What is the Right Amount of Swine Flu Coverage?
by Brady Forrest | @brady | comments: 5
Dr. Hans Rosling (Gapminder) has posted a short, but effective video comparing the coverage of Swine Flu to a more constant killer like Tuberculosis. He decries the fact that Swine flu has generated many orders of magnitude more coverage per death than Tuberculosis.
Dr. Rosling has a point. The media could be said to be disproportionately covering Swine Flu. However, how can the media not be expected to cover Swine Flu? It is new. It is spreading quickly. It is something that will potentially impact the daily lives of their readers (and themselves). Tuberculosis, while on the rise (see the chart to the right), is a known, is relatively contained and there is a vaccine.

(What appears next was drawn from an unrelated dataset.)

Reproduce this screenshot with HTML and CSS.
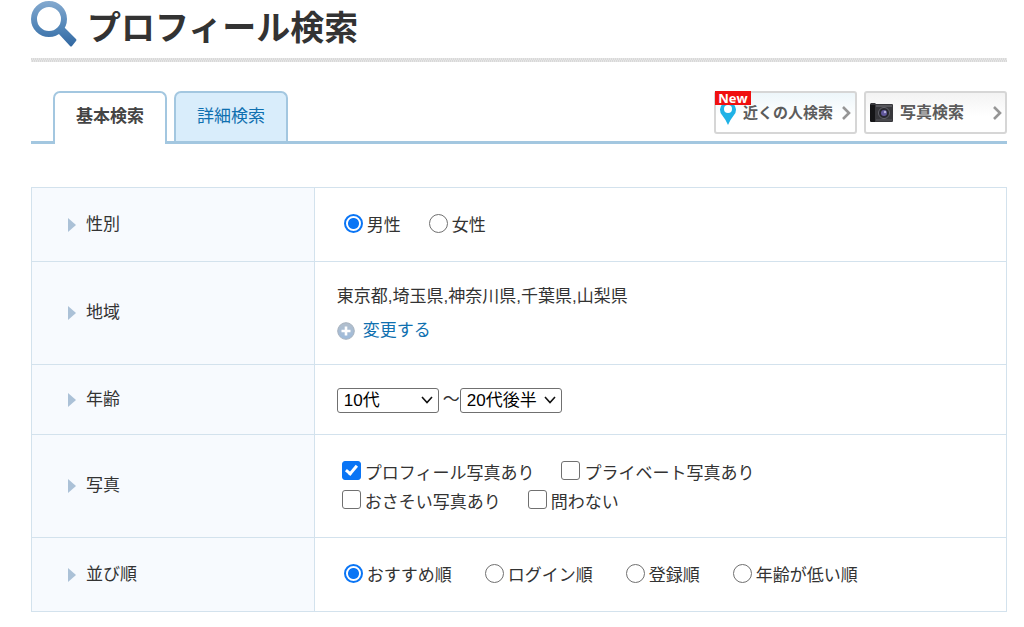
FILE: index.html
```html
<!DOCTYPE html>
<html lang="ja">
<head>
<meta charset="utf-8">
<meta name="viewport" content="width=device-width, initial-scale=1">
<title>プロフィール検索</title>
<link rel="stylesheet" href="styles.css">
</head>
<body>
<main class="page">
  <header class="heading">
    <svg class="heading-icon" viewBox="0 0 48 48" aria-hidden="true">
      <defs>
        <linearGradient id="lens" x1="0" y1="0" x2="0" y2="48" gradientUnits="userSpaceOnUse">
          <stop offset="0" stop-color="#86abd0"/>
          <stop offset="0.6" stop-color="#4f83b6"/>
          <stop offset="1" stop-color="#2f659f"/>
        </linearGradient>
      </defs>
      <circle cx="18" cy="19" r="15" fill="none" stroke="url(#lens)" stroke-width="6"/>
      <path d="M27 33L33 27L45 39Q46 40 45 41L41 46Q40 47 39 46Z" fill="url(#lens)"/>
    </svg>
    <h1 class="heading-title">プロフィール検索</h1>
  </header>

  <nav class="tabs">
    <a class="tab tab-active" href="#basic">基本検索</a>
    <a class="tab" href="#detail">詳細検索</a>
    <div class="shortcuts">
      <a class="shortcut shortcut-nearby" href="#nearby">
        <span class="new-badge">New</span>
        <svg class="shortcut-pin" viewBox="0 0 18 28" aria-hidden="true">
          <path d="M9 26Q7 21 3 16A8 8 0 1 1 15 16Q11 21 9 26Z" fill="#20b2e6"/>
          <circle cx="9" cy="10" r="4" fill="#fff"/>
        </svg>
        <span class="shortcut-text">近くの人検索</span>
        <svg class="shortcut-arrow" viewBox="0 0 9 14" aria-hidden="true"><path d="M1 1L7 7L1 13" fill="none" stroke="#969696" stroke-width="2.6"/></svg>
      </a>
      <a class="shortcut shortcut-photo" href="#photo">
        <svg class="shortcut-camera" viewBox="0 0 24 20" aria-hidden="true">
          <path d="M0 1L1 0H5L6 1H22Q23 1 23 2V18Q23 19 22 19H1L0 18Z" fill="#38383c"/>
          <path d="M0 2H5V19H1L0 18Z" fill="#151517"/>
          <path d="M6 3H22" stroke="#77777c" stroke-width="1"/>
          <path d="M6 17H22" stroke="#57575d" stroke-width="1"/>
          <circle cx="14" cy="10" r="5.5" fill="#27272e" stroke="#65656d" stroke-width="1"/>
          <circle cx="14" cy="10" r="3" fill="#61579b"/>
          <circle cx="15" cy="9" r="1.2" fill="#b6b3dd"/>
        </svg>
        <span class="shortcut-text shortcut-text-large">写真検索</span>
        <svg class="shortcut-arrow" viewBox="0 0 9 14" aria-hidden="true"><path d="M1 1L7 7L1 13" fill="none" stroke="#969696" stroke-width="2.6"/></svg>
      </a>
    </div>
  </nav>

  <form>
    <table class="criteria">
      <tr class="row-medium">
        <th scope="row"><span class="label">性別</span></th>
        <td>
          <div class="options">
            <label class="option"><input class="radio" type="radio" name="sex" checked>男性</label>
            <label class="option"><input class="radio" type="radio" name="sex">女性</label>
          </div>
        </td>
      </tr>
      <tr class="row-tall">
        <th scope="row"><span class="label">地域</span></th>
        <td>
          <p class="region">東京都,埼玉県,神奈川県,千葉県,山梨県</p>
          <a class="change" href="#region">
            <svg class="change-icon" viewBox="0 0 18 18" aria-hidden="true">
              <defs>
                <linearGradient id="disc" x1="0" y1="0" x2="0" y2="1">
                  <stop offset="0" stop-color="#b3bfcc"/>
                  <stop offset="1" stop-color="#9dbbdc"/>
                </linearGradient>
              </defs>
              <circle cx="9" cy="9" r="8.3" fill="url(#disc)" stroke="#a7b2be" stroke-width="1"/>
              <path d="M9 4.5V13.5M4.5 9H13.5" stroke="#fff" stroke-width="2.6"/>
            </svg>変更する</a>
        </td>
      </tr>
      <tr class="row-short">
        <th scope="row"><span class="label">年齢</span></th>
        <td>
          <div class="range">
            <span class="picker">
              <select class="select" aria-label="年齢の下限"><option>10代</option><option>20代前半</option><option>20代後半</option></select>
              <svg class="picker-arrow" viewBox="0 0 12 8" aria-hidden="true"><path d="M1 1L6 6.5L11 1" fill="none" stroke="#111" stroke-width="1.6"/></svg>
            </span>
            <span class="range-mark">〜</span>
            <span class="picker">
              <select class="select" aria-label="年齢の上限"><option>20代後半</option><option>30代前半</option></select>
              <svg class="picker-arrow" viewBox="0 0 12 8" aria-hidden="true"><path d="M1 1L6 6.5L11 1" fill="none" stroke="#111" stroke-width="1.6"/></svg>
            </span>
          </div>
        </td>
      </tr>
      <tr class="row-tall">
        <th scope="row"><span class="label">写真</span></th>
        <td class="cell-low">
          <div class="options options-check">
            <label class="option"><input class="check" type="checkbox" checked>プロフィール写真あり</label>
            <label class="option"><input class="check" type="checkbox">プライベート写真あり</label>
          </div>
          <div class="options options-check">
            <label class="option"><input class="check" type="checkbox">おさそい写真あり</label>
            <label class="option"><input class="check" type="checkbox">問わない</label>
          </div>
        </td>
      </tr>
      <tr class="row-medium">
        <th scope="row"><span class="label">並び順</span></th>
        <td>
          <div class="options options-sort">
            <label class="option"><input class="radio" type="radio" name="sort" checked>おすすめ順</label>
            <label class="option"><input class="radio" type="radio" name="sort">ログイン順</label>
            <label class="option"><input class="radio" type="radio" name="sort">登録順</label>
            <label class="option"><input class="radio" type="radio" name="sort">年齢が低い順</label>
          </div>
        </td>
      </tr>
    </table>
  </form>
</main>
</body>
</html>
```

FILE: styles.css
```css
* {
  box-sizing: border-box;
}

body {
  margin: 0;
  background: #fff;
  color: #333;
  font: 17px/24px "Liberation Sans", "Noto Sans CJK JP", sans-serif;
}

a {
  color: #0f70b0;
  text-decoration: none;
}

.page {
  padding: 0 17px 16px 31px;
}

.heading {
  display: flex;
  align-items: center;
  gap: 8px;
  height: 62px;
  padding-bottom: 14px;
  background: repeating-conic-gradient(#d8d8d8 0 25%, #e6e6e6 0 50%) bottom / 2px 4px repeat-x;
}

.heading-icon {
  width: 48px;
  height: 48px;
}

.heading-title {
  margin: 0;
  padding-top: 8px;
  font-size: 34px;
  line-height: 48px;
}

.tabs {
  display: flex;
  align-items: flex-start;
  gap: 7px;
  margin-top: 29px;
  padding-left: 22px;
  border-bottom: 3px solid #a3c7e0;
  height: 53px;
}

.tab {
  width: 114px;
  height: 50px;
  border: 2px solid #a3c7e0;
  border-bottom: 0;
  border-radius: 7px 7px 0 0;
  background: #d9edfb;
  line-height: 48px;
  text-align: center;
}

.tab-active {
  height: 53px;
  background: #fff;
  color: #444;
  font-weight: bold;
}

.shortcuts {
  display: flex;
  gap: 7px;
  margin-left: auto;
}

.shortcut {
  position: relative;
  display: flex;
  align-items: center;
  width: 143px;
  height: 43px;
  padding: 0 4px;
  border: 2px solid #d6d6d6;
  border-radius: 3px;
  background: linear-gradient(#f3f3f3, #fff 60%);
  color: #5c5c5c;
  font-size: 15px;
  font-weight: bold;
}

.shortcut-nearby {
  padding-left: 3px;
  background: linear-gradient(#edf6fa, #fff 60%);
}

.new-badge {
  position: absolute;
  top: -2px;
  left: -1px;
  width: 36px;
  height: 14px;
  background: #f01010;
  color: #fff;
  font: bold 13px/14px "Open Sans", sans-serif;
  text-align: center;
}

.shortcut-pin {
  width: 18px;
  height: 28px;
  margin-right: 6px;
}

.shortcut-camera {
  width: 24px;
  height: 20px;
  margin-right: 6px;
}

.shortcut-text-large {
  font-size: 16px;
}

.shortcut-arrow {
  width: 9px;
  height: 14px;
  margin-left: auto;
}

.shortcut-photo .shortcut-arrow {
  margin-right: -1px;
}

.criteria {
  width: 100%;
  margin-top: 43px;
  border-collapse: collapse;
}

.criteria th,
.criteria td {
  padding: 0 22px;
  border: 1px solid #d3e2ed;
  text-align: left;
  vertical-align: middle;
}

.criteria td {
  padding-top: 1px;
}

.criteria th {
  width: 29%;
  padding-left: 36px;
  background: #f7fafe;
  font-weight: normal;
}

.criteria .cell-low {
  padding-top: 3px;
}

.row-medium {
  height: 74px;
}

.row-tall {
  height: 103px;
}

.row-short {
  height: 70px;
}

.label {
  display: flex;
  align-items: center;
  gap: 10px;
}

.label::before {
  content: "";
  border: solid transparent;
  border-width: 7px 0 7px 8px;
  border-left-color: #abc1d7;
}

.options {
  display: flex;
  gap: 28px;
  padding-left: 7px;
}

.options-check {
  gap: 27px;
  padding-left: 5px;
  line-height: 29px;
}

.options-sort {
  gap: 33px;
}

.option {
  display: flex;
  align-items: center;
  gap: 4px;
  padding-top: 2px;
}

.options-check .option {
  padding-top: 0;
}

.radio,
.check {
  appearance: none;
  flex: none;
  width: 19px;
  height: 19px;
  margin: 0 0 5px;
  border: 1px solid #707070;
  border-radius: 50%;
  background: #fff;
}

.check {
  border-radius: 3px;
}

.radio:checked {
  border: 2px solid #0a75f5;
  background: radial-gradient(circle closest-side, #0a75f5 0 5px, #fff 6px);
}

.check:checked {
  display: flex;
  justify-content: center;
  border-color: #0a75f5;
  background: #0a75f5;
}

.check:checked::after {
  content: "";
  width: 4px;
  height: 9px;
  margin-top: 1px;
  border: solid #fff;
  border-width: 0 3px 3px 0;
  transform: rotate(40deg);
}

.region {
  margin: 0 0 10px;
}

.change {
  display: flex;
  align-items: center;
  gap: 8px;
}

.change-icon {
  width: 18px;
  height: 18px;
}

.range {
  display: flex;
  align-items: center;
}

.range-mark {
  width: 21px;
  text-align: right;
}

.picker {
  display: grid;
  align-items: center;
}

.select {
  grid-area: 1 / 1;
  appearance: none;
  width: 102px;
  height: 25px;
  padding: 0 6px;
  border: 1px solid #707070;
  border-radius: 3px;
  background: #fff;
  color: #000;
  font: inherit;
  line-height: 23px;
}

.picker-arrow {
  grid-area: 1 / 1;
  justify-self: end;
  width: 12px;
  height: 8px;
  margin-right: 6px;
  pointer-events: none;
}
```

Which should the media focus on? Which would you expect them to? While the media coverage maybe overblown (and I questioned putting this post up at all) I think it is understandable to want to track this potential new threat closely.
[Tuberculosis Growth Chart via Wikipedia]
Updated:I realized that this post was incomplete without checking some trend data to see how people's interest compare. Here's the Wikirank comparison chart:
And the Google Trends comparison:
For "fun" I included H1N1 to see if the name change was working. Based on search volume it does not seem to have been effective use of re-marketing dollars.
It's clear that the news is driving a lot of interest in Swine Flu and that there is very little residual interest in Tuberculosis. Whether this is the tail wagging the dog remains to be seen.